Le pointChaval bien sûr !

Ce blog est intitulé "Dernières Nouvelles de l'Homme en hommage à Vialatte. Alexandre fait le point de notre situation dans Les Champignons du détroit de Behring.

Tout homme habite une île déserte, et les bateaux n'y passent qu'à l'horizon. L'homme meurt seul, ayant vécu seul. Son dernier mot, c'est la solitude. Car rien n'est plus semblable à l'homme qu'un autre homme, mais rien n'en est plus différent. Et c'est pourquoi Henri Pourrat prêche l'amitié, les chrétiens préconisent l'amour et les républicains chantent la fraternité. C'est pourquoi les célibataires ont imaginé le mariage, qui est une idée de célibataire. C'est pourquoi le sous-préfet invite les fonctionnaires à danser parmi les plantes vertes avec des dames aux épaules nues. C'est pourquoi les messieurs se laissent pousser la moustache, pour chatouiller l'oreille des dames quand ils leur font des confidences (la moustache est un trait d'union). C'est pourquoi on ne peut plus circuler dans Paris. C'est pourquoi tout, ou presque tout. [...].
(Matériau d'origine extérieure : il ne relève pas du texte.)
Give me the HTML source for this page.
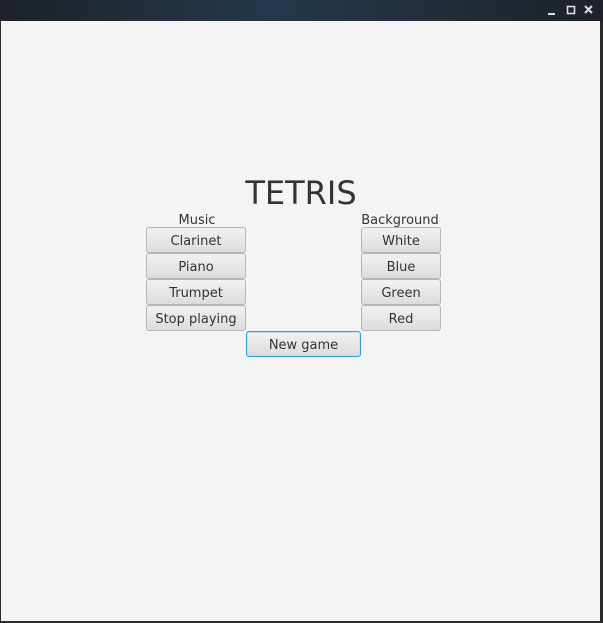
<html><head><style>
body{margin:0;width:603px;height:623px;background:#2a2a2a;position:relative;overflow:hidden;font-family:"DejaVu Sans","Liberation Sans",sans-serif;}
.tb{position:absolute;left:0;top:0;width:603px;height:21px;background:linear-gradient(90deg,#1e2228,#23384c 45%,#1e2228);}
.c{position:absolute;left:1px;top:21px;width:599px;height:600px;background:#f4f4f4;}
.b{position:absolute;height:24px;border:1px solid #b5b5b5;border-radius:3px;background:linear-gradient(#f2f2f2,#dcdcdc);font-size:13px;color:#333;text-align:center;line-height:28px;box-sizing:content-box;}
.l{position:absolute;font-size:13px;color:#333;text-align:center;}
</style></head><body>
<div class="tb">
<svg width="603" height="21" style="position:absolute;left:0;top:0">
<rect x="548" y="13" width="7" height="2" fill="#ddd"/>
<rect x="567.5" y="6.5" width="7" height="7" fill="none" stroke="#ddd" stroke-width="1.6"/>
<path d="M585 6 L592 13 M592 6 L585 13" stroke="#ddd" stroke-width="2"/>
</svg></div>
<div class="c"></div>
<div class="l" style="left:201px;width:200px;top:174px;font-size:32px;line-height:38px">TETRIS</div>
<div class="l" style="left:147px;width:100px;top:213px;line-height:16px">Music</div>
<div class="l" style="left:350px;width:100px;top:213px;line-height:16px">Background</div>
<div class="b" style="left:146px;top:227px;width:98px">Clarinet</div>
<div class="b" style="left:146px;top:253px;width:98px">Piano</div>
<div class="b" style="left:146px;top:279px;width:98px">Trumpet</div>
<div class="b" style="left:146px;top:305px;width:98px">Stop playing</div>
<div class="b" style="left:361px;top:227px;width:78px">White</div>
<div class="b" style="left:361px;top:253px;width:78px">Blue</div>
<div class="b" style="left:361px;top:279px;width:78px">Green</div>
<div class="b" style="left:361px;top:305px;width:78px">Red</div>
<div class="b" style="left:246px;top:331px;width:113px;border-color:#2aa4d8;box-shadow:inset 0 0 0 1px #bfe3f3">New game</div>
</body></html>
Les portes de la solitude sont des portes monumentales. Il y en a une à Ghardaïa, en plein désert. C'est une flèche ripolinée. Avec cette inscription parfaite : "Ghardaïa, trois kilomètres, Tombouctou, cinq mille kilomètres". Ca dit très bien ce que ça veut dire. On ne saurait mieux s'exprimer. Il y en a une autre à Font-d'Hurle (c'est un haut plateau, dans les Vercors); elle est en bois, à claire-voie, longue, basse, encastrée dans rien. Il n'y a rien à droite, rien à gauche, pas un mur, pas un fil de fer, rien par-devant, rien par-derrière, si loin que s'étende la vue; seulement cette inscription grandiose : "Prière aux visiteurs de refermer derrière eux". On ne saurait mieux dire à l'homme que, d'où qu'il vienne et où qu'il aille, il ne peut jamais ouvrir ou fermer que sur soi. [...].
On y trouve la Solitude. Le solitaire la personnifie. Le solitaire vit seul au sommet des montagnes, en présence de Dieu et de quelque coquille d'œuf oublié par le prédécesseur (car il est peu de solitudes inviolées où la main de l'homme n'ait déjà posé culotte). Il connaît le nom des étoiles, vit des restes du repas de midi et se retrouve en suivant les fleuves. Il mange dans une cuvette d'émail, qui lui sert à des tas d'autres choses, des nouilles mal cuites et du mouton qui sent le bouc; son chien la nettoie d'un coup de langue. C'est un homme extraordinaire. Il mouille son doigt pour savoir d'où vient le vent.